**Exercise objective**.
Each line below must be set down exactly; omit any image you find.

**Source excerpt**.
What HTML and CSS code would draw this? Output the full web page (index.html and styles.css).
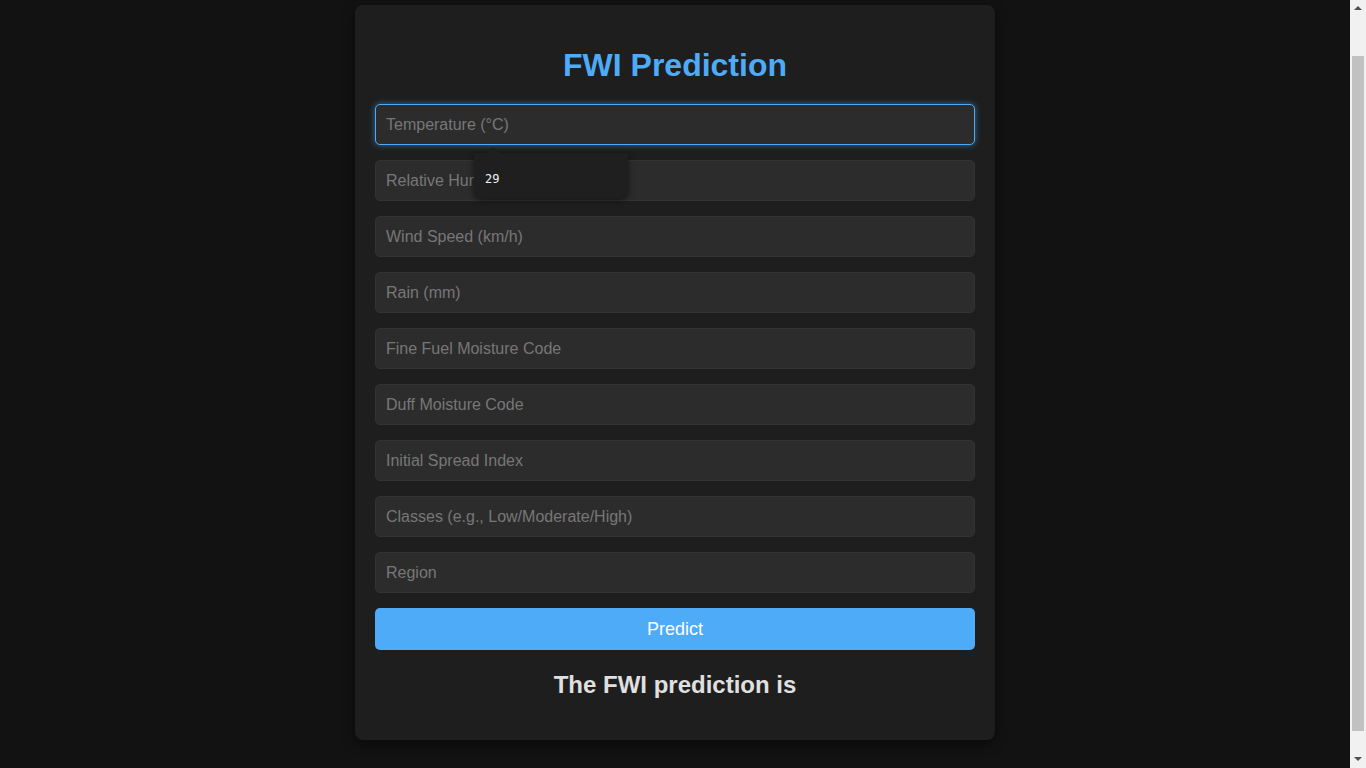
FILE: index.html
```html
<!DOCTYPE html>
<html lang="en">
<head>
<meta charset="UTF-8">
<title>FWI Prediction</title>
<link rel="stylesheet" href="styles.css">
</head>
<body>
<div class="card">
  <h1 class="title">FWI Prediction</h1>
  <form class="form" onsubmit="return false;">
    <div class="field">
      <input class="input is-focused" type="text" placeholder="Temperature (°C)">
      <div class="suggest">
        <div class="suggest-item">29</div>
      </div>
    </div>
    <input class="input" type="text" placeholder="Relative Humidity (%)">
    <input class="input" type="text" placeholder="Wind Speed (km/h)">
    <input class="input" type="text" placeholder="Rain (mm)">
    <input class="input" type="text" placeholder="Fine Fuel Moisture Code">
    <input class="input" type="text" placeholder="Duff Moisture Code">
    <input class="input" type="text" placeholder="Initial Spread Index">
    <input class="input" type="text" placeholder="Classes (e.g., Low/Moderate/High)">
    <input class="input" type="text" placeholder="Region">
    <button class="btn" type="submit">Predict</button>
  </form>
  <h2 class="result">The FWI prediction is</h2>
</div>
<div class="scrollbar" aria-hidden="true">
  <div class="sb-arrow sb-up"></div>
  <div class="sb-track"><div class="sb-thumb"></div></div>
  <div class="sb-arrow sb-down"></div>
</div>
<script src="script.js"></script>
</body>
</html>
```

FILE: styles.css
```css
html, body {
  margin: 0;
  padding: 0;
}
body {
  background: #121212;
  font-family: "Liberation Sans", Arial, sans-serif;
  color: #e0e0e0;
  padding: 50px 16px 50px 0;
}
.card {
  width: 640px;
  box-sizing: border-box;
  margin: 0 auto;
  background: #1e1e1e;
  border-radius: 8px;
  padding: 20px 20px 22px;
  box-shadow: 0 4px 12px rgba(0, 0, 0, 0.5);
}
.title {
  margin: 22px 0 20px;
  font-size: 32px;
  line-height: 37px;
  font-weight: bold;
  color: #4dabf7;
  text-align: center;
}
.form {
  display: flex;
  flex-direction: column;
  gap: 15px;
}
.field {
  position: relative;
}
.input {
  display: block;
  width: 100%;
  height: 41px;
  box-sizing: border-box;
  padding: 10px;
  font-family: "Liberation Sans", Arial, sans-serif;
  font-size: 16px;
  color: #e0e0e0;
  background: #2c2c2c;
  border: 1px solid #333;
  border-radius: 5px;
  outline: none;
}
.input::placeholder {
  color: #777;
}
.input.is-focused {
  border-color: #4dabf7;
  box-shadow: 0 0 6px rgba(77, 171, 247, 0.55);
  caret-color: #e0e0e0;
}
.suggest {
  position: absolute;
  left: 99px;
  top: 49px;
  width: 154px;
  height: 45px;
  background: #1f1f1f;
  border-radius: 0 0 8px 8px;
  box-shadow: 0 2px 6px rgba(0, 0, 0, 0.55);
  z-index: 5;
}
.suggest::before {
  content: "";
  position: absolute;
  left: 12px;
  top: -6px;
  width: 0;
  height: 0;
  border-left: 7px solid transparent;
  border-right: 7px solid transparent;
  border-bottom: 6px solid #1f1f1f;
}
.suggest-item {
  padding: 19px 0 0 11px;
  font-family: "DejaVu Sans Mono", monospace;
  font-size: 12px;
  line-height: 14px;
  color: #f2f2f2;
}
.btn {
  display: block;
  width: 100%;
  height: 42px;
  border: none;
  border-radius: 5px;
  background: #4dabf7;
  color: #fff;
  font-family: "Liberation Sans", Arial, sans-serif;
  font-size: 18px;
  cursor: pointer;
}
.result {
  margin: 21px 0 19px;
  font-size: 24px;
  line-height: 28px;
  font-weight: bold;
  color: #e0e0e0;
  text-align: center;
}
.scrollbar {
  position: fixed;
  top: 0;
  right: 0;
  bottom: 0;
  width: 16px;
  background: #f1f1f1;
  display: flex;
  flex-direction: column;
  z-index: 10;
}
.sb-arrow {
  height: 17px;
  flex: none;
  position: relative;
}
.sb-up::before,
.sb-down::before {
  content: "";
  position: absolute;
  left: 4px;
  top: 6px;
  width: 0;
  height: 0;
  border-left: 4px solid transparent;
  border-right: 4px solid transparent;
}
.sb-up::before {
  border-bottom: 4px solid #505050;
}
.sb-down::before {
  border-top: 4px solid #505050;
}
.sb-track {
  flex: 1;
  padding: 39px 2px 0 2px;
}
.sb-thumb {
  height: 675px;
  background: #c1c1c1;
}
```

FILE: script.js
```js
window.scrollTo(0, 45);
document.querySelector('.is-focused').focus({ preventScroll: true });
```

**Solution**.
What HTML and CSS code would draw this? Output the full web page (index.html and styles.css).
FILE: index.html
```html
<!DOCTYPE html>
<html lang="en">
<head>
<meta charset="UTF-8">
<title>FWI Prediction</title>
<link rel="stylesheet" href="styles.css">
</head>
<body>
<div class="card">
  <h1 class="title">FWI Prediction</h1>
  <form class="form" onsubmit="return false;">
    <div class="field">
      <input class="input is-focused" type="text" placeholder="Temperature (°C)">
      <div class="suggest">
        <div class="suggest-item">29</div>
      </div>
    </div>
    <input class="input" type="text" placeholder="Relative Humidity (%)">
    <input class="input" type="text" placeholder="Wind Speed (km/h)">
    <input class="input" type="text" placeholder="Rain (mm)">
    <input class="input" type="text" placeholder="Fine Fuel Moisture Code">
    <input class="input" type="text" placeholder="Duff Moisture Code">
    <input class="input" type="text" placeholder="Initial Spread Index">
    <input class="input" type="text" placeholder="Classes (e.g., Low/Moderate/High)">
    <input class="input" type="text" placeholder="Region">
    <button class="btn" type="submit">Predict</button>
  </form>
  <h2 class="result">The FWI prediction is</h2>
</div>
<div class="scrollbar" aria-hidden="true">
  <div class="sb-arrow sb-up"></div>
  <div class="sb-track"><div class="sb-thumb"></div></div>
  <div class="sb-arrow sb-down"></div>
</div>
<script src="script.js"></script>
</body>
</html>
```

FILE: styles.css
```css
html, body {
  margin: 0;
  padding: 0;
}
body {
  background: #121212;
  font-family: "Liberation Sans", Arial, sans-serif;
  color: #e0e0e0;
  padding: 50px 16px 50px 0;
}
.card {
  width: 640px;
  box-sizing: border-box;
  margin: 0 auto;
  background: #1e1e1e;
  border-radius: 8px;
  padding: 20px 20px 22px;
  box-shadow: 0 4px 12px rgba(0, 0, 0, 0.5);
}
.title {
  margin: 22px 0 20px;
  font-size: 32px;
  line-height: 37px;
  font-weight: bold;
  color: #4dabf7;
  text-align: center;
}
.form {
  display: flex;
  flex-direction: column;
  gap: 15px;
}
.field {
  position: relative;
}
.input {
  display: block;
  width: 100%;
  height: 41px;
  box-sizing: border-box;
  padding: 10px;
  font-family: "Liberation Sans", Arial, sans-serif;
  font-size: 16px;
  color: #e0e0e0;
  background: #2c2c2c;
  border: 1px solid #333;
  border-radius: 5px;
  outline: none;
}
.input::placeholder {
  color: #777;
}
.input.is-focused {
  border-color: #4dabf7;
  box-shadow: 0 0 6px rgba(77, 171, 247, 0.55);
  caret-color: #e0e0e0;
}
.suggest {
  position: absolute;
  left: 99px;
  top: 49px;
  width: 154px;
  height: 45px;
  background: #1f1f1f;
  border-radius: 0 0 8px 8px;
  box-shadow: 0 2px 6px rgba(0, 0, 0, 0.55);
  z-index: 5;
}
.suggest::before {
  content: "";
  position: absolute;
  left: 12px;
  top: -6px;
  width: 0;
  height: 0;
  border-left: 7px solid transparent;
  border-right: 7px solid transparent;
  border-bottom: 6px solid #1f1f1f;
}
.suggest-item {
  padding: 19px 0 0 11px;
  font-family: "DejaVu Sans Mono", monospace;
  font-size: 12px;
  line-height: 14px;
  color: #f2f2f2;
}
.btn {
  display: block;
  width: 100%;
  height: 42px;
  border: none;
  border-radius: 5px;
  background: #4dabf7;
  color: #fff;
  font-family: "Liberation Sans", Arial, sans-serif;
  font-size: 18px;
  cursor: pointer;
}
.result {
  margin: 21px 0 19px;
  font-size: 24px;
  line-height: 28px;
  font-weight: bold;
  color: #e0e0e0;
  text-align: center;
}
.scrollbar {
  position: fixed;
  top: 0;
  right: 0;
  bottom: 0;
  width: 16px;
  background: #f1f1f1;
  display: flex;
  flex-direction: column;
  z-index: 10;
}
.sb-arrow {
  height: 17px;
  flex: none;
  position: relative;
}
.sb-up::before,
.sb-down::before {
  content: "";
  position: absolute;
  left: 4px;
  top: 6px;
  width: 0;
  height: 0;
  border-left: 4px solid transparent;
  border-right: 4px solid transparent;
}
.sb-up::before {
  border-bottom: 4px solid #505050;
}
.sb-down::before {
  border-top: 4px solid #505050;
}
.sb-track {
  flex: 1;
  padding: 39px 2px 0 2px;
}
.sb-thumb {
  height: 675px;
  background: #c1c1c1;
}
```

FILE: script.js
```js
window.scrollTo(0, 45);
document.querySelector('.is-focused').focus({ preventScroll: true });
```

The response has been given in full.